Duty credit scrips which are saleable are ‘goods’ – In following cases, duty credit scrips were held as goods. In Yash Overseas v. CST (2008) 8 SCC 681 = 15 STT 375 = 17 VST 182 (SC 3 member bench), it has been held that DEPB has intrinsic value that makes it marketable commodity. Hence it is ‘goods’. It is like prepaid meal ticket. If DEPB has to be compared with a lottery ticket, it can only be compared with a lottery ticket that has won the prize. The prize-winning lottery ticket ceases to be a mere piece of paper having no value itself. It acquires inherent value and becomes itself a thing of value [Principle applies to Duty Credit Scrips and DFIA as these are transferable] REP Licenses (now DFIA or Duty Credit Scdrips) which can be sold in market at premium are ‘goods’ – Bharat Fritz Werner Ltd. v. Commissioner of Commercial Taxes – (1992) 86 STC 170 (Kar HC) affirmed in 86 STC 175 (Kar HC DB) * P S Apparels v. Dy CTO – (1994) 94 STC 139 (Mad HC DB) * Hemant Spices v. ACST – (1994) 95 STC 336 (Ker HC) * Shivdam Wood v. CTO (1999) 112 STC 87 (WBTT) * Inter Gold (India) v. State of Maharashtra (2010) 3 GST 260 = 29 VST 360 (Bom HC DB) * \\\\\\\\CTO v. State Bank of India (2016) 10 SCC 595 = 341 ELT 481 (SC).

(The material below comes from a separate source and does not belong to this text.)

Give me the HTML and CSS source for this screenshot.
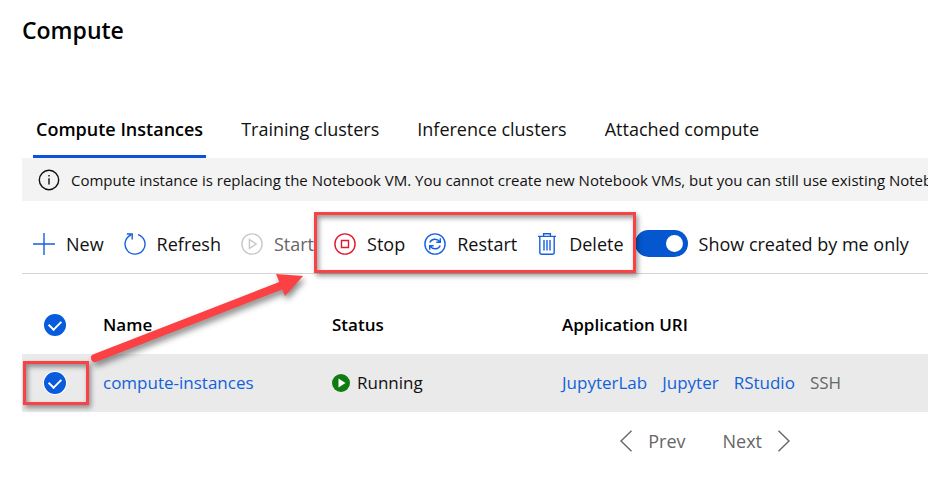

DEPB (Duty Entitlement Passbook Scheme) is freely tradable. It is right to claim back credit. It is freely tradable and is ‘goods’. It is taxable under sales tax. It is not actionable claim. – Philco Exports v. STO (2001) 124 STC 503 (Del HC DB) * Jindal Drugs v. State of Maharashtra 2004 (178) ELT 105 = 17 VST 164 (Bom HC DB) * International Creative Foods v. State of Kerala (2008) 17 VST 178 (Ker HC).

In Vikas Sales Corporation v. CCT AIR 1996 SC 2082 = (1996) 102 STC 106 (SC) = 86 Taxman 369 (Mag) (SC 3 member bench), it was held that REP licenses (now DEPB) have their own value. They arebought and sold as such. It is by itself a property. For all purposes and intents, it is ‘goods’. In Baraka Overseas Traders v. CCT (2001) 121 STC 277 (Kar HC DB), it was held that tax is payable if REP licenses are renounced for a ‘charge’. The charge is nothing but sale.

There can be inter-state sale of DEPB authorisation – Hansa Overseas Enterprises v. State of Andhra

Electricity – In following cases, it was held that electricity is ‘goods’. Electricity has been mentioned in Central Excise and Customs Tariff.

In case of electrical energy, generation or production coincides almost instantaneously with its consumption.Sale, supply and consumption takes place without any hiatus. – – Electricity is movable property though it is not tangible. It is ‘goods’. – State of Andhra Pradesh v. National Thermal Power Corporation (NTPC) 2002 AIR SCW 1956 = (2002) 5 SCC 203 = 127 STC 280 (SC 5 member bench).

The ‘electricity’ is ‘goods’ – CST v. MPEB – (1970) 25 STC 188 (SC) = (1969) 2 SCR 939 = AIR 1970 SC 732 (partly overruled in 2002 only to the extent that it was held in 2002 judgment that electricity cannot be stored). – followed in Indian Oil Corpn. v. CTO (1997) 107 STC 463 (Raj TT) – same view in CMS (India) Operations and Maintenance Co. P Ltd. v. CCE (2007) 10 STT 65 = 9 VST 228 = 7 STR 369 (CESTAT). Electrical energy has been specified in heading 2716 in both Central Excise and Customs Tariff and hence is ‘goods’.

Duty drawback is simply money not goods – Duty drawback received in respect of exports is simply money. It is not goods and no sales tax is payable if exporter receives duty drawback – KMA Finished Leather v. State of Tamil Nadu (2004) 134 STC 185 (Mad HC DB).

Since money is neither goods nor service, GST should not apply on duty drawback.